At a high level, $graphLookup allows you to recursively traverse relationships within a collection.

Basic Example

{
  $graphLookup: {
    from: "contract_master",
    startWith: "$_id",
    connectFromField: "_id",
    connectToField: "parent_id",
    as: "children",
    maxDepth: 1
  }
}

What Each Field Means

  • startWith: The starting node (current contract)
  • connectFromField: Field used to traverse outward
  • connectToField: Field used to match relationships
  • as: Output array containing related documents
  • maxDepth: Controls how deep the traversal goes

This allowed me to replace recursive queries with a single aggregation pipeline.


The New Architecture

Instead of fetching the entire tree at once, I redesigned the API to be lazy-loaded and interaction-driven.

I split the logic into three modes handled by a single API.


Step 1: Fetch Master Contracts (Paginated)

I only fetch master contracts with minimal data required for rendering.

Key Ideas

  • Return only essential fields (name, type, id)
  • Check if a contract has children
  • Do not fetch children yet

Example Pipeline

[
  { $match: { parent_id: null } },
  { $sort: { createdAt: -1 } },
  { $skip: 0 },
  { $limit: 10 },
  {
    $lookup: {
      from: "contract_master",
      localField: "_id",
      foreignField: "parent_id",
      as: "children"
    }
  },
  {
    $addFields: {
      hasChildren: { $gt: [{ $size: "$children" }, 0] }
    }
  },
  {
    $project: {
      name: 1,
      type: 1,
      hasChildren: 1
    }
  }
]

This allowed the frontend to render expandable nodes without loading unnecessary data.


Step 2: Fetch Children (On Expand)

When a user expands a master contract:

  • The same API is called with the master contract ID
  • A conditional aggregation pipeline runs
  • $graphLookup fetches children
  • I also check if each child has further descendants

Example

[
  { $match: { _id: ObjectId(masterId) } },
  {
    $graphLookup: {
      from: "contract_master",
      startWith: "$_id",
      connectFromField: "_id",
      connectToField: "parent_id",
      as: "children",
      maxDepth: 0
    }
  },
  { $unwind: "$children" },
  {
    $lookup: {
      from: "contract_master",
      localField: "children._id",
      foreignField: "parent_id",
      as: "grandChildren"
    }
  },
  {
    $addFields: {
      "children.hasChildren": {
        $gt: [{ $size: "$grandChildren" }, 0]
      }
    }
  },
  {
    $project: {
      "children._id": 1,
      "children.name": 1,
      "children.type": 1,
      "children.hasChildren": 1
    }
  }
]

Important Detail

I only fetch one level at a time. This keeps queries fast and predictable.
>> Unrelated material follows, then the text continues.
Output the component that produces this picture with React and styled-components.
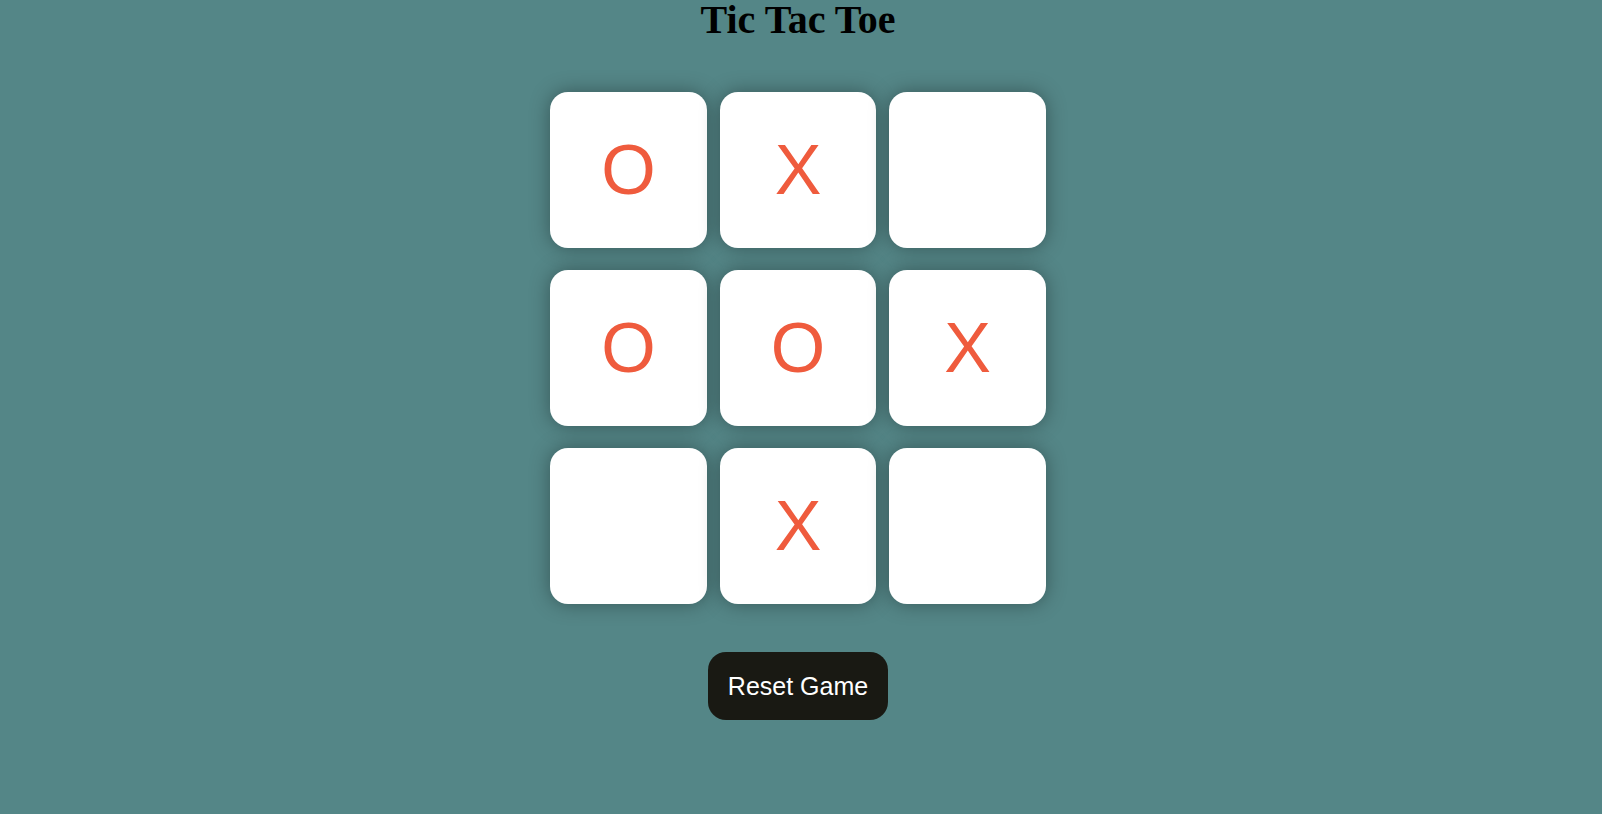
import React, { useState } from 'react'
import styled, { createGlobalStyle } from 'styled-components'

const GlobalStyle = createGlobalStyle`
  body {
    margin: 0;
    background: #548687;
    font-family: "Liberation Sans", Arial, sans-serif;
  }
`

const Main = styled.main`
  display: flex;
  flex-direction: column;
  align-items: center;
  padding-right: 6px;
  min-height: 100vh;
`

const Title = styled.h1`
  margin: 0;
  font-family: "Liberation Serif", "Times New Roman", serif;
  font-size: 40px;
  line-height: 1;
  font-weight: bold;
  color: #000;
`

const Board = styled.div`
  display: grid;
  grid-template-columns: 157px 156px 157px;
  grid-auto-rows: 156px;
  column-gap: 13px;
  row-gap: 22px;
  margin-top: 52px;
`

const Cell = styled.button`
  border: none;
  border-radius: 18px;
  background: #fff;
  box-shadow: 0 0 20px rgba(0, 0, 0, 0.35);
  font-family: "Liberation Sans", Arial, sans-serif;
  font-size: 70px;
  color: #ef5b3d;
  padding: 0;
  cursor: pointer;
`

const ResetButton = styled.button`
  margin-top: 48px;
  width: 180px;
  height: 68px;
  border: none;
  border-radius: 18px;
  background: #191913;
  color: #fff;
  font-family: "Liberation Sans", Arial, sans-serif;
  font-size: 25px;
  cursor: pointer;
`

const start = ['O', 'X', '', 'O', 'O', 'X', '', 'X', '']

export default function App() {
  const [cells, setCells] = useState(start)

  return (
    <Main>
      <GlobalStyle />
      <Title>Tic Tac Toe</Title>
      <Board>
        {cells.map((c, i) => (
          <Cell key={i}>{c}</Cell>
        ))}
      </Board>
      <ResetButton onClick={() => setCells(Array(9).fill(''))}>
        Reset Game
      </ResetButton>
    </Main>
  )
}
Step 3: Fetch Sub-Children

The same API handles deeper levels:

  • Pass child contract ID
  • Run similar aggregation
  • Return only that level’s data

This makes the system consistent and reusable.


Lazy Loading the Tree

Instead of loading the entire hierarchy upfront:

  • Data is fetched only when the user expands a node
  • Each level is fetched independently
  • The frontend simply merges new nodes into the tree

This drastically reduces both:

  • Initial load time
  • Total data transferred

Pagination Strategy

Pagination is applied at every level:

  • Masters → paginated
  • Children → paginated
  • Sub-children → paginated

This ensures:

  • Predictable performance
  • No unbounded data growth per request

Payload Optimization

I avoided sending full documents.

Each node only includes:

  • _id
  • name
  • type
  • hasChildren

This keeps responses lightweight and fast.


Frontend Simplification

Previously:

  • Backend built the entire tree
  • Frontend consumed a large nested structure

After refactor:

  • Backend returns flat, minimal nodes
  • Frontend incrementally builds the tree

This made the UI logic much simpler and more maintainable.


The Outcome

The improvements were significant:

MetricBeforeAfter
Response Time8–10s0.2–0.4s
Data VolumeVery largeMinimal
Query PatternRecursive (N+1)Single aggregation
ScalabilityPoorStable

Most importantly:

Performance became independent of total dataset size.


Key Takeaways

  • Move hierarchical logic into the database when possible
  • Avoid recursive API patterns for relational traversal
  • Design APIs around UI interaction patterns
  • Use lazy loading for tree-like data
  • Always control payload size

When Not to Use This Approach

$graphLookup is powerful, but not always the best choice:

  • Extremely deep hierarchies with high fan-out
  • Very large graphs where traversal becomes expensive
  • Cases where denormalization is more efficient

Final Thoughts

This wasn’t just a query optimization.

It was a shift in how I designed APIs:

  • From eager loading → lazy loading
  • From application-driven traversal → database-driven traversal
  • From heavy responses → minimal, interaction-based data

That shift is what unlocked the performance gains.